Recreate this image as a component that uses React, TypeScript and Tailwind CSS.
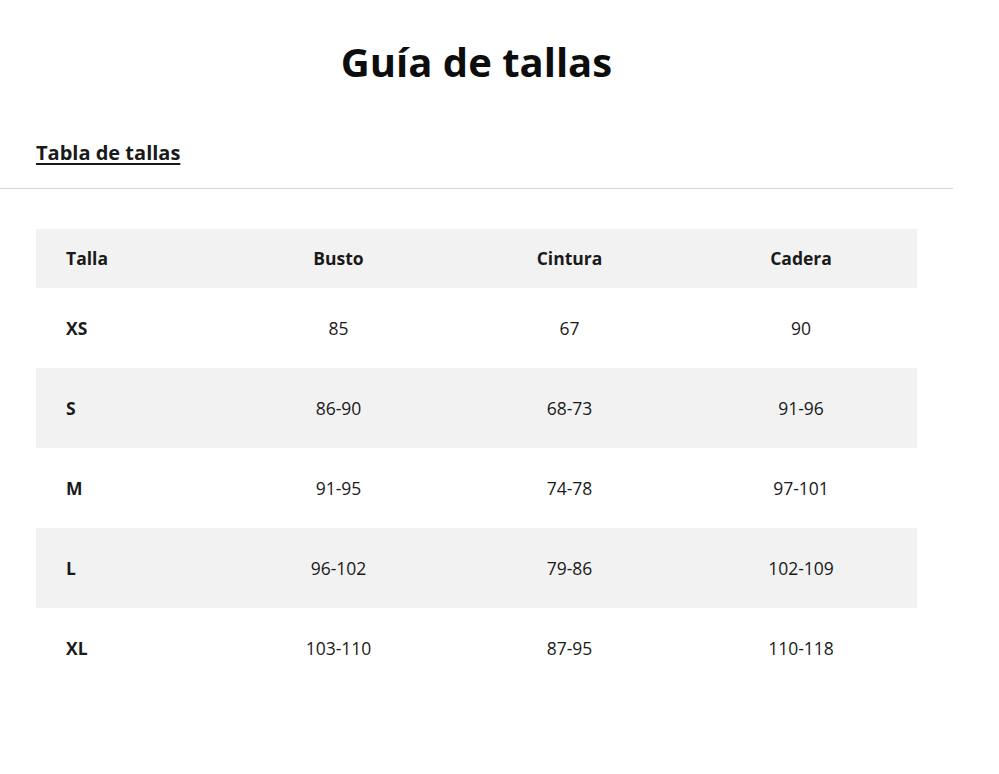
const rows = [
  { talla: "XS", busto: "85", cintura: "67", cadera: "90" },
  { talla: "S", busto: "86-90", cintura: "68-73", cadera: "91-96" },
  { talla: "M", busto: "91-95", cintura: "74-78", cadera: "97-101" },
  { talla: "L", busto: "96-102", cintura: "79-86", cadera: "102-109" },
  { talla: "XL", busto: "103-110", cintura: "87-95", cadera: "110-118" },
]

export default function App() {
  return (
    <div className="min-h-[774px] bg-white font-['Open_Sans',sans-serif] text-[#1a1a1a]">
      <div className="w-[953px]">
        <h1 className="pt-[30px] text-center text-[40px] font-bold leading-[64px] text-[#0d0d0d]">Guía de tallas</h1>

        <div className="mt-[46px] border-b border-[#d6d6d6] px-9 pb-[22px]">
          <span className="text-[20px] font-bold leading-[26px] underline underline-offset-[3px]">Tabla de tallas</span>
        </div>

        <div className="mt-[40px] px-9">
          <table className="w-[881px] border-collapse text-[17.5px]">
            <thead>
              <tr className="h-[59px] bg-[#f2f2f2]">
                <th className="w-[187px] pl-[30px] text-left font-bold">Talla</th>
                <th className="w-[231px] text-center font-bold">Busto</th>
                <th className="w-[231px] text-center font-bold">Cintura</th>
                <th className="w-[232px] text-center font-bold">Cadera</th>
              </tr>
            </thead>
            <tbody>
              {rows.map((r, i) => (
                <tr key={r.talla} className={i % 2 === 1 ? "h-[80px] bg-[#f2f2f2]" : "h-[80px]"}>
                  <td className="pl-[30px] font-bold">{r.talla}</td>
                  <td className="text-center">{r.busto}</td>
                  <td className="text-center">{r.cintura}</td>
                  <td className="text-center">{r.cadera}</td>
                </tr>
              ))}
            </tbody>
          </table>
        </div>
      </div>
    </div>
  )
}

### YOUR TASK
In the data above, please extract the lines from the first one through the line with "text-center text-[40px] font-bold", exactly, and keep pictures out.

### RESPONSE
Recreate this image as a component that uses React, TypeScript and Tailwind CSS.
const rows = [
  { talla: "XS", busto: "85", cintura: "67", cadera: "90" },
  { talla: "S", busto: "86-90", cintura: "68-73", cadera: "91-96" },
  { talla: "M", busto: "91-95", cintura: "74-78", cadera: "97-101" },
  { talla: "L", busto: "96-102", cintura: "79-86", cadera: "102-109" },
  { talla: "XL", busto: "103-110", cintura: "87-95", cadera: "110-118" },
]

export default function App() {
  return (
    <div className="min-h-[774px] bg-white font-['Open_Sans',sans-serif] text-[#1a1a1a]">
      <div className="w-[953px]">
        <h1 className="pt-[30px] text-center text-[40px] font-bold leading-[64px] text-[#0d0d0d]">Guía de tallas</h1>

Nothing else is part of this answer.